### INSTRUCTIONS TO FOLLOW
Reproduce all the lines below exactly and omit the images.

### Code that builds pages
__________________________________________________
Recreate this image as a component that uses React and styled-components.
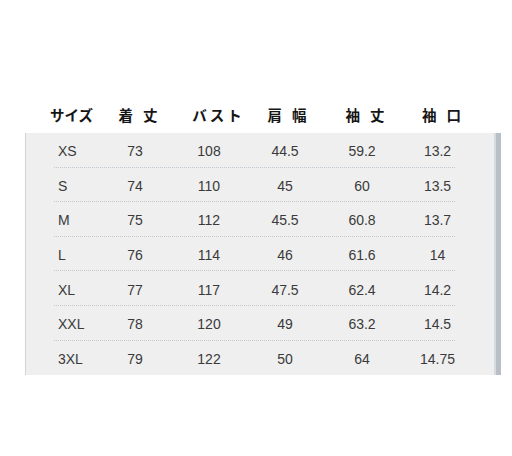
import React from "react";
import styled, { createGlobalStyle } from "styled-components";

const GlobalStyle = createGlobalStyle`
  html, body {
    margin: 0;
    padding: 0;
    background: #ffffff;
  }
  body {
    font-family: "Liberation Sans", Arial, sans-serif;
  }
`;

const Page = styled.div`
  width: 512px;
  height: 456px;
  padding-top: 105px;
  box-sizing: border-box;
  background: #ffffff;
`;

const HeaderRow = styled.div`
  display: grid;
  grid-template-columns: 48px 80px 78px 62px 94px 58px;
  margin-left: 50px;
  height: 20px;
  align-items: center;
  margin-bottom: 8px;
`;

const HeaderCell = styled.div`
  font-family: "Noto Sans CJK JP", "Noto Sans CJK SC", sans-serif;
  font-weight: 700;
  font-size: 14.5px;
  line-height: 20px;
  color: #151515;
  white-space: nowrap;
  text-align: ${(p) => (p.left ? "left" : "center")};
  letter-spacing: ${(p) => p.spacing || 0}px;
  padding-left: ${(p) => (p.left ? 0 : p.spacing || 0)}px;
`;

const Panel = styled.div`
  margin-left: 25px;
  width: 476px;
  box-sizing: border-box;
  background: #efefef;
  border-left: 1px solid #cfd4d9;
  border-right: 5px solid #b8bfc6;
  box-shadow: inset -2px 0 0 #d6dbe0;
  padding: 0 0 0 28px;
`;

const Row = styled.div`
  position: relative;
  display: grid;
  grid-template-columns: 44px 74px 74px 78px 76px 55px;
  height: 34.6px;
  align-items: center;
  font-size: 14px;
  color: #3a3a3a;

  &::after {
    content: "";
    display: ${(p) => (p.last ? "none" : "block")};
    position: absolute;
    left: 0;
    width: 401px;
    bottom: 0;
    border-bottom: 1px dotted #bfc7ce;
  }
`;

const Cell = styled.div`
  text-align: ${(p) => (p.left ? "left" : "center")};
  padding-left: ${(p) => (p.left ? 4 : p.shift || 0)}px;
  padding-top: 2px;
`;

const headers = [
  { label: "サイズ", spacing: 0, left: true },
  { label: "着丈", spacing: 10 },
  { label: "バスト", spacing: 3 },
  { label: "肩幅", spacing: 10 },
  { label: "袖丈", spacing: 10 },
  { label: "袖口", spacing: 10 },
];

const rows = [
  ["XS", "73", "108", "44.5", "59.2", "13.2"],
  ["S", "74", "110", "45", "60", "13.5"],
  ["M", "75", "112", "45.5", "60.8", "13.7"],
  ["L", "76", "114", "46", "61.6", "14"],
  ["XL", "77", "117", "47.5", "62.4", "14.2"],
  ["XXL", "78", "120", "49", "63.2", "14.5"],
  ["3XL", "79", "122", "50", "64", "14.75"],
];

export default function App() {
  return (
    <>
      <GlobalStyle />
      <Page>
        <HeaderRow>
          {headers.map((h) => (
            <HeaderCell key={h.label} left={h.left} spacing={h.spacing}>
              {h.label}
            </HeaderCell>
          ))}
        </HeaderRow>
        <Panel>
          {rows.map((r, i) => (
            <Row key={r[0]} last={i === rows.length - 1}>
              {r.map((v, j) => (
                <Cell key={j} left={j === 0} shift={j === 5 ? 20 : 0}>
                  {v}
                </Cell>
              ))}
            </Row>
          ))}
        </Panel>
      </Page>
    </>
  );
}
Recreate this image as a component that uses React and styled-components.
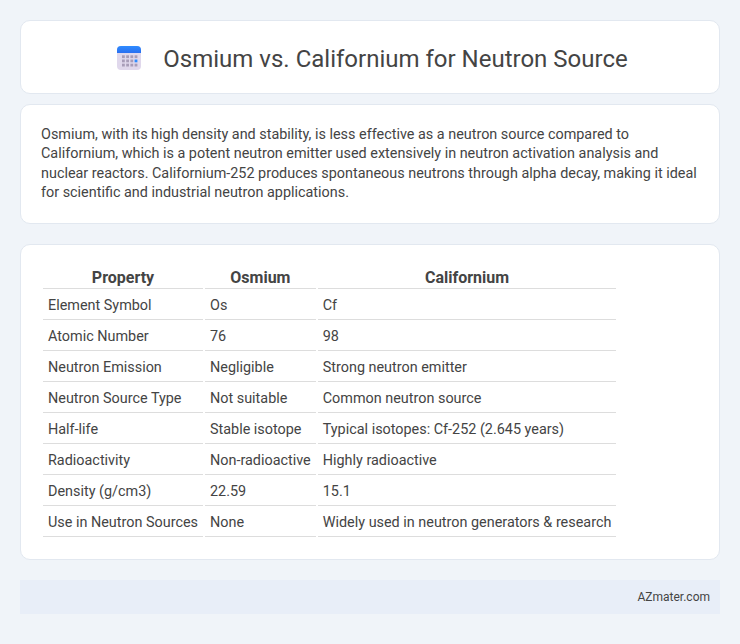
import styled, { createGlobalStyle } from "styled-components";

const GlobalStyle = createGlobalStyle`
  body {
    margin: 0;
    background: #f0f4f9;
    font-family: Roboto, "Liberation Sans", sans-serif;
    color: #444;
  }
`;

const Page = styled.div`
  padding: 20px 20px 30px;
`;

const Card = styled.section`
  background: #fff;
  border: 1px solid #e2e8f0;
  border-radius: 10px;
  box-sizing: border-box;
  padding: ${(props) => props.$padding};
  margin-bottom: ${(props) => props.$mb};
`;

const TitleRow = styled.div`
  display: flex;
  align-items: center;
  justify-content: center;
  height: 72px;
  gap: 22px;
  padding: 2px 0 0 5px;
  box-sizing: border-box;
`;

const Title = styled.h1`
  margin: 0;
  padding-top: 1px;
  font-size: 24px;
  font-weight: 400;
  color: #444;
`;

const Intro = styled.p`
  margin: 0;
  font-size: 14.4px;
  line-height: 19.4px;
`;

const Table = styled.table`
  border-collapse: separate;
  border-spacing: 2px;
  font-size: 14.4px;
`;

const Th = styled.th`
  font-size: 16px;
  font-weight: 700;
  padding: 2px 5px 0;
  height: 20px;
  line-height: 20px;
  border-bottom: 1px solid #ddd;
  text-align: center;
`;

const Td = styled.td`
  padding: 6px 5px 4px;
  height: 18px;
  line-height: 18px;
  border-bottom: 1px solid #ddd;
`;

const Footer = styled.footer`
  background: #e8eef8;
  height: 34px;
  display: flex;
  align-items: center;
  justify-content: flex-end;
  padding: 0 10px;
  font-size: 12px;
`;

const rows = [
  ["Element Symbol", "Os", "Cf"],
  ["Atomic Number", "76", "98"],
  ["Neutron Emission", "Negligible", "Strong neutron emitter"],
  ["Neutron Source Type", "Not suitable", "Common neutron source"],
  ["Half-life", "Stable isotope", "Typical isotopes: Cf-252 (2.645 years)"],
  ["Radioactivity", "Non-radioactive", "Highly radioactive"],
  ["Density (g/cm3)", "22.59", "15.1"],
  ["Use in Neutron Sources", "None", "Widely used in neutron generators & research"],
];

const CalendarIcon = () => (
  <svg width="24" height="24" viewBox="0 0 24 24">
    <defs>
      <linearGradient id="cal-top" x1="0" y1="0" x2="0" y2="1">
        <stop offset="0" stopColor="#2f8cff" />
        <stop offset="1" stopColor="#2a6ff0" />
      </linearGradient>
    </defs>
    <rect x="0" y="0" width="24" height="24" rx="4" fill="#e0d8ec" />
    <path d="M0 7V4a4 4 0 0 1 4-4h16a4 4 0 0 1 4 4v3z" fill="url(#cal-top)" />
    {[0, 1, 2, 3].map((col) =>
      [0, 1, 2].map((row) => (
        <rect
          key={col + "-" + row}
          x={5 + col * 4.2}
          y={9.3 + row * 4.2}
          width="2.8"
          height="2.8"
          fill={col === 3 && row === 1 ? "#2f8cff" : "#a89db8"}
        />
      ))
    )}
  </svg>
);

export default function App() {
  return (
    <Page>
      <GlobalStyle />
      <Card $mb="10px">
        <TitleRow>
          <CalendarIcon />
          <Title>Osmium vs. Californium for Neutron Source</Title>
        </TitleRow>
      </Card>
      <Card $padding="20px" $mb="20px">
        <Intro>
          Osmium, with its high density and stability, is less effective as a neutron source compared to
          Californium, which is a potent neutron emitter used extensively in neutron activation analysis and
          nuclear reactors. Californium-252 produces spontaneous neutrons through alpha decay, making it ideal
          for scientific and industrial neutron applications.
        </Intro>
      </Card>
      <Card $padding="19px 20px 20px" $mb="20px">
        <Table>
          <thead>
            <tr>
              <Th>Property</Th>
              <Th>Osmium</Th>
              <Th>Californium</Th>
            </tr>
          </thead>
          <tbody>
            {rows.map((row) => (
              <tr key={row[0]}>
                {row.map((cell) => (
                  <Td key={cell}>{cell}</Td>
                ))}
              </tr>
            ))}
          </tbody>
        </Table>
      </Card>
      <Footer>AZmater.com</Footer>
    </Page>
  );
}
__________________________________________________
### SOLVED EXERCISE
Recreate this image as a component that uses React and styled-components.
import React from "react";
import styled, { createGlobalStyle } from "styled-components";

const GlobalStyle = createGlobalStyle`
  html, body {
    margin: 0;
    padding: 0;
    background: #ffffff;
  }
  body {
    font-family: "Liberation Sans", Arial, sans-serif;
  }
`;

const Page = styled.div`
  width: 512px;
  height: 456px;
  padding-top: 105px;
  box-sizing: border-box;
  background: #ffffff;
`;

const HeaderRow = styled.div`
  display: grid;
  grid-template-columns: 48px 80px 78px 62px 94px 58px;
  margin-left: 50px;
  height: 20px;
  align-items: center;
  margin-bottom: 8px;
`;

const HeaderCell = styled.div`
  font-family: "Noto Sans CJK JP", "Noto Sans CJK SC", sans-serif;
  font-weight: 700;
  font-size: 14.5px;
  line-height: 20px;
  color: #151515;
  white-space: nowrap;
  text-align: ${(p) => (p.left ? "left" : "center")};
  letter-spacing: ${(p) => p.spacing || 0}px;
  padding-left: ${(p) => (p.left ? 0 : p.spacing || 0)}px;
`;

const Panel = styled.div`
  margin-left: 25px;
  width: 476px;
  box-sizing: border-box;
  background: #efefef;
  border-left: 1px solid #cfd4d9;
  border-right: 5px solid #b8bfc6;
  box-shadow: inset -2px 0 0 #d6dbe0;
  padding: 0 0 0 28px;
`;

const Row = styled.div`
  position: relative;
  display: grid;
  grid-template-columns: 44px 74px 74px 78px 76px 55px;
  height: 34.6px;
  align-items: center;
  font-size: 14px;
  color: #3a3a3a;

  &::after {
    content: "";
    display: ${(p) => (p.last ? "none" : "block")};
    position: absolute;
    left: 0;
    width: 401px;
    bottom: 0;
    border-bottom: 1px dotted #bfc7ce;
  }
`;

const Cell = styled.div`
  text-align: ${(p) => (p.left ? "left" : "center")};
  padding-left: ${(p) => (p.left ? 4 : p.shift || 0)}px;
  padding-top: 2px;
`;

const headers = [
  { label: "サイズ", spacing: 0, left: true },
  { label: "着丈", spacing: 10 },
  { label: "バスト", spacing: 3 },
  { label: "肩幅", spacing: 10 },
  { label: "袖丈", spacing: 10 },
  { label: "袖口", spacing: 10 },
];

const rows = [
  ["XS", "73", "108", "44.5", "59.2", "13.2"],
  ["S", "74", "110", "45", "60", "13.5"],
  ["M", "75", "112", "45.5", "60.8", "13.7"],
  ["L", "76", "114", "46", "61.6", "14"],
  ["XL", "77", "117", "47.5", "62.4", "14.2"],
  ["XXL", "78", "120", "49", "63.2", "14.5"],
  ["3XL", "79", "122", "50", "64", "14.75"],
];

export default function App() {
  return (
    <>
      <GlobalStyle />
      <Page>
        <HeaderRow>
          {headers.map((h) => (
            <HeaderCell key={h.label} left={h.left} spacing={h.spacing}>
              {h.label}
            </HeaderCell>
          ))}
        </HeaderRow>
        <Panel>
          {rows.map((r, i) => (
            <Row key={r[0]} last={i === rows.length - 1}>
              {r.map((v, j) => (
                <Cell key={j} left={j === 0} shift={j === 5 ? 20 : 0}>
                  {v}
                </Cell>
              ))}
            </Row>
          ))}
        </Panel>
      </Page>
    </>
  );
}
Recreate this image as a component that uses React and styled-components.
import styled, { createGlobalStyle } from "styled-components";

const GlobalStyle = createGlobalStyle`
  body {
    margin: 0;
    background: #f0f4f9;
    font-family: Roboto, "Liberation Sans", sans-serif;
    color: #444;
  }
`;

const Page = styled.div`
  padding: 20px 20px 30px;
`;

const Card = styled.section`
  background: #fff;
  border: 1px solid #e2e8f0;
  border-radius: 10px;
  box-sizing: border-box;
  padding: ${(props) => props.$padding};
  margin-bottom: ${(props) => props.$mb};
`;

const TitleRow = styled.div`
  display: flex;
  align-items: center;
  justify-content: center;
  height: 72px;
  gap: 22px;
  padding: 2px 0 0 5px;
  box-sizing: border-box;
`;

const Title = styled.h1`
  margin: 0;
  padding-top: 1px;
  font-size: 24px;
  font-weight: 400;
  color: #444;
`;

const Intro = styled.p`
  margin: 0;
  font-size: 14.4px;
  line-height: 19.4px;
`;

const Table = styled.table`
  border-collapse: separate;
  border-spacing: 2px;
  font-size: 14.4px;
`;

const Th = styled.th`
  font-size: 16px;
  font-weight: 700;
  padding: 2px 5px 0;
  height: 20px;
  line-height: 20px;
  border-bottom: 1px solid #ddd;
  text-align: center;
`;

const Td = styled.td`
  padding: 6px 5px 4px;
  height: 18px;
  line-height: 18px;
  border-bottom: 1px solid #ddd;
`;

const Footer = styled.footer`
  background: #e8eef8;
  height: 34px;
  display: flex;
  align-items: center;
  justify-content: flex-end;
  padding: 0 10px;
  font-size: 12px;
`;

const rows = [
  ["Element Symbol", "Os", "Cf"],
  ["Atomic Number", "76", "98"],
  ["Neutron Emission", "Negligible", "Strong neutron emitter"],
  ["Neutron Source Type", "Not suitable", "Common neutron source"],
  ["Half-life", "Stable isotope", "Typical isotopes: Cf-252 (2.645 years)"],
  ["Radioactivity", "Non-radioactive", "Highly radioactive"],
  ["Density (g/cm3)", "22.59", "15.1"],
  ["Use in Neutron Sources", "None", "Widely used in neutron generators & research"],
];

const CalendarIcon = () => (
  <svg width="24" height="24" viewBox="0 0 24 24">
    <defs>
      <linearGradient id="cal-top" x1="0" y1="0" x2="0" y2="1">
        <stop offset="0" stopColor="#2f8cff" />
        <stop offset="1" stopColor="#2a6ff0" />
      </linearGradient>
    </defs>
    <rect x="0" y="0" width="24" height="24" rx="4" fill="#e0d8ec" />
    <path d="M0 7V4a4 4 0 0 1 4-4h16a4 4 0 0 1 4 4v3z" fill="url(#cal-top)" />
    {[0, 1, 2, 3].map((col) =>
      [0, 1, 2].map((row) => (
        <rect
          key={col + "-" + row}
          x={5 + col * 4.2}
          y={9.3 + row * 4.2}
          width="2.8"
          height="2.8"
          fill={col === 3 && row === 1 ? "#2f8cff" : "#a89db8"}
        />
      ))
    )}
  </svg>
);

export default function App() {
  return (
    <Page>
      <GlobalStyle />
      <Card $mb="10px">
        <TitleRow>
          <CalendarIcon />
          <Title>Osmium vs. Californium for Neutron Source</Title>
        </TitleRow>
      </Card>
      <Card $padding="20px" $mb="20px">
        <Intro>
          Osmium, with its high density and stability, is less effective as a neutron source compared to
          Californium, which is a potent neutron emitter used extensively in neutron activation analysis and
          nuclear reactors. Californium-252 produces spontaneous neutrons through alpha decay, making it ideal
          for scientific and industrial neutron applications.
        </Intro>
      </Card>
      <Card $padding="19px 20px 20px" $mb="20px">
        <Table>
          <thead>
            <tr>
              <Th>Property</Th>
              <Th>Osmium</Th>
              <Th>Californium</Th>
            </tr>
          </thead>
          <tbody>
            {rows.map((row) => (
              <tr key={row[0]}>
                {row.map((cell) => (
                  <Td key={cell}>{cell}</Td>
                ))}
              </tr>
            ))}
          </tbody>
        </Table>
      </Card>
      <Footer>AZmater.com</Footer>
    </Page>
  );
}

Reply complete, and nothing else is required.